If he ever thought of preparing himself for any work in the world but that of the Christian ministry, the evidences of such uncertainty have disappeared. His nature and the influences with which he was surrounded pointed clearly in one direction, and--apparently without qualm or question--he prepared himself to walk in it. One of his masters at the Episcopal Academy had established a classical school of his own, St. Mark's Academy, in Philadelphia. Knowing and admiring young Hare he asked him to become an assistant in this school. The offer was accepted, and the duties of teaching did not prevent the continuance of study--now at the Divinity School in direct preparation for the ministry. The first crowning of all these labors came with his admission to the diaconate by Bishop Bowman, June 19, 1859, when he was only a month beyond twenty-one.

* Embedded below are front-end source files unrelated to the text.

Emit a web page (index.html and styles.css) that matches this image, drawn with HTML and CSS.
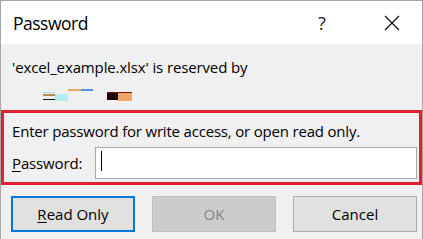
FILE: index.html
```html
<!DOCTYPE html>
<html>
<head>
<meta charset="utf-8">
<link rel="stylesheet" href="styles.css">
</head>
<body>
<div class="dialog">
  <div class="titlebar">
    <span class="title">Password</span>
    <span class="help">?</span>
    <span class="close">
      <svg width="16" height="16" viewBox="0 0 16 16"><path d="M1 1 L15 15 M15 1 L1 15" stroke="#000" stroke-width="1.1" fill="none"/></svg>
    </span>
  </div>
  <div class="content">
    <p class="reserved">'excel_example.xlsx' is reserved by</p>
    <div class="user">
      <svg width="90" height="14" viewBox="0 0 90 14">
        <rect x="1" y="4" width="12" height="1" fill="#a8d8ea"/>
        <rect x="1" y="6" width="12" height="2" fill="#b48a52"/>
        <rect x="1" y="8" width="12" height="2" fill="#efefef"/>
        <rect x="1" y="11" width="12" height="1" fill="#111"/>
        <rect x="13" y="6" width="13" height="7" fill="#b4ecef"/>
        <rect x="26" y="1" width="13" height="2" fill="#e9a95c"/>
        <rect x="39" y="1" width="12" height="2" fill="#4b98e2"/>
        <rect x="65" y="4" width="25" height="1" fill="#7a1010"/>
        <rect x="65" y="5" width="11" height="7" fill="#1c0202"/>
        <rect x="76" y="5" width="14" height="8" fill="#eea766"/>
      </svg>
    </div>
    <div class="highlight">
      <p class="prompt">Enter password for write access, or open read only.</p>
      <div class="field">
        <label class="label"><u>P</u>assword:</label>
        <div class="input"><span class="caret"></span></div>
      </div>
    </div>
    <div class="buttons">
      <button class="btn btn-default"><u>R</u>ead Only</button>
      <button class="btn btn-disabled">OK</button>
      <button class="btn">Cancel</button>
    </div>
  </div>
</div>
</body>
</html>
```

FILE: styles.css
```css
* { box-sizing: border-box; }
html, body {
  margin: 0;
  padding: 0;
  background: #f0f0f0;
}
.dialog {
  width: 423px;
  height: 239px;
  border: 1px solid #a6a6a6;
  border-bottom: none;
  background: #f0f0f0;
  font-family: "Open Sans", "Noto Sans", sans-serif;
  color: #000;
  overflow: hidden;
}
.titlebar {
  height: 43px;
  background: #fff;
  display: flex;
  align-items: center;
}
.title {
  font-size: 17.5px;
  line-height: 24px;
  letter-spacing: -0.5px;
  margin-left: 12px;
  flex: 1;
}
.help {
  font-size: 18px;
  line-height: 24px;
  width: 14px;
  text-align: center;
  margin-right: 55px;
  color: #222;
}
.close {
  display: flex;
  width: 16px;
  height: 16px;
  margin-right: 22px;
}
.content {
  display: flex;
  flex-direction: column;
}
.reserved {
  margin: 13px 0 0 11px;
  font-size: 15px;
  line-height: 20px;
  letter-spacing: -0.13px;
}
.user {
  display: flex;
  margin: 11px 0 0 41px;
  height: 14px;
}
.highlight {
  margin-top: 8px;
  border: 3px solid #e3202d;
  height: 75px;
  padding: 8px 2px 3px 8px;
  display: flex;
  flex-direction: column;
}
.prompt {
  margin: 0 0 6px 0;
  font-size: 15px;
  line-height: 20px;
  letter-spacing: -0.19px;
}
.field {
  display: flex;
  align-items: center;
}
.label {
  font-size: 15px;
  line-height: 20px;
  letter-spacing: -0.15px;
  width: 83px;
}
.label u, .btn u {
  text-underline-offset: 2px;
}
.input {
  flex: 1;
  height: 32px;
  background: #fff;
  border: 1px solid #a8a8a8;
  display: flex;
  padding: 3px 0 0 5px;
}
.caret {
  width: 1px;
  height: 20px;
  background: #000;
}
.buttons {
  display: flex;
  gap: 17px;
  margin: 11px 0 0 10px;
}
.btn {
  width: 124px;
  height: 36px;
  border: 1px solid #adadad;
  background: #e1e1e1;
  font-family: "Open Sans", "Noto Sans", sans-serif;
  font-size: 15px;
  color: #000;
  padding: 0;
  display: flex;
  align-items: center;
  justify-content: center;
}
.btn-default {
  border: 2px solid #0078d7;
}
.btn-disabled {
  background: #cccccc;
  border-color: #bfbfbf;
  color: #838383;
}
```
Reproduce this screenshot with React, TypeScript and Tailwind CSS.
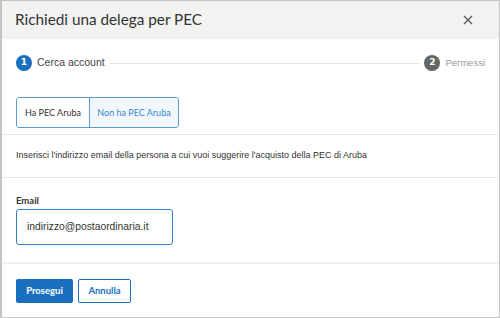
import { useState } from 'react';

const LATO = "font-['Lato',_'Liberation_Sans',_sans-serif]";
const ARIAL = "font-['Liberation_Sans',_Arial,_sans-serif]";

export default function App() {
  const [hasPec, setHasPec] = useState(false);
  const [email, setEmail] = useState('indirizzo@postaordinaria.it');

  return (
    <div className="w-[500px] h-[318px] bg-white">
      <div className="flex flex-col h-full border border-l-2 border-[#c4c4c4] overflow-hidden">
        <div className="flex items-center justify-between h-[38px] bg-[#f2f2f1] pl-[13px] pr-[26px] shrink-0">
          <h1 className={`${LATO} text-[15.3px] text-[#333] leading-none`}>Richiedi una delega per PEC</h1>
          <button className="text-[#555]" aria-label="Chiudi">
            <svg width="10" height="10" viewBox="0 0 10 10" fill="none" stroke="currentColor" strokeWidth="1.2">
              <path d="M1 1 L9 9 M9 1 L1 9" />
            </svg>
          </button>
        </div>

        <div className="flex items-center h-[48px] pl-[14px] pr-[14px] shrink-0">
          <span className="flex items-center justify-center w-4 h-4 rounded-full bg-[#1a6fbf] text-white text-[9px] font-bold font-['DejaVu_Sans',_sans-serif]">1</span>
          <span className={`${ARIAL} ml-[5px] text-[10.5px] text-[#444]`}>Cerca account</span>
          <div className="flex-1 h-px bg-[#e2e2e2] mx-[5px]" />
          <span className="flex items-center justify-center w-4 h-4 rounded-full bg-[#666] text-white text-[9px] font-bold font-['DejaVu_Sans',_sans-serif]">2</span>
          <span className={`${ARIAL} ml-[5px] text-[9.5px] text-[#999]`}>Permessi</span>
        </div>

        <div className="pl-[14px] pt-[10px] pb-[6px] shrink-0">
          <div className={`${LATO} inline-flex border border-[#5c9ad2] rounded-[3px] overflow-hidden text-[9px]`}>
            <button
              onClick={() => setHasPec(true)}
              className={`h-[29px] w-[72px] ${hasPec ? 'bg-[#f1f7fd] text-[#3a87cc]' : 'bg-white text-[#333]'}`}
            >
              Ha PEC Aruba
            </button>
            <button
              onClick={() => setHasPec(false)}
              className={`h-[29px] w-[89px] border-l border-[#5c9ad2] ${!hasPec ? 'bg-[#f1f7fd] text-[#3a87cc]' : 'bg-white text-[#333]'}`}
            >
              Non ha PEC Aruba
            </button>
          </div>
        </div>

        <div className="border-t border-[#e8e8e8] h-[43px] flex items-center pl-[14px] shrink-0">
          <p className={`${ARIAL} text-[9px] text-[#333]`}>
            Inserisci l'indirizzo email della persona a cui vuoi suggerire l'acquisto della PEC di Aruba
          </p>
        </div>

        <div className="border-t border-[#e8e8e8] pl-[14px] pt-[18px] h-[85px] shrink-0">
          <label className={`${LATO} block text-[9.5px] font-bold text-[#333] leading-none`}>Email</label>
          <input
            value={email}
            onChange={(e) => setEmail(e.target.value)}
            className={`${ARIAL} mt-[3px] w-[157px] h-[36px] px-[10px] border border-[#2f7fc8] rounded-[3px] text-[10.3px] text-[#333] outline-none`}
          />
        </div>

        <div className="border-t-2 border-[#efefef] flex items-start gap-[5px] pl-[14px] pt-[15px] flex-1">
          <button className={`${LATO} h-[24px] w-[57px] bg-[#1a6fbf] text-white text-[9.5px] font-bold rounded-[2px]`}>
            Prosegui
          </button>
          <button className={`${LATO} h-[24px] w-[53px] bg-white border border-[#1a6fbf] text-[#1a6fbf] text-[9.5px] font-bold rounded-[2px]`}>
            Annulla
          </button>
        </div>
      </div>
    </div>
  );
}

He was hardly more than a boy, therefore, when he began the work of his life. The schoolteacher under whom he first studied and then taught is perhaps better qualified than any one else to recall the beginnings of Bishop Hare's career, and from the Rev. Dr. J. Andrews Harris, of Chestnut Hill, Philadelphia, comes the following statement:

"In him the boy was in very truth 'the father of the man.' The traits of quiet dignity of manner, of unselfishness, transparent candor, inflexible faithfulness to what he believed to be duty and to his friends, and, above all, a lofty personal purity of thought and deed, were not something new, superimposed upon his younger by his advancing years. They were not the graft of maturity. They were simply an expression of what always seemed to belong to him, to belong to his very nature. From a boy, he was always what I believe to be the highest type of manhood--a clean and perfect Christian Gentleman."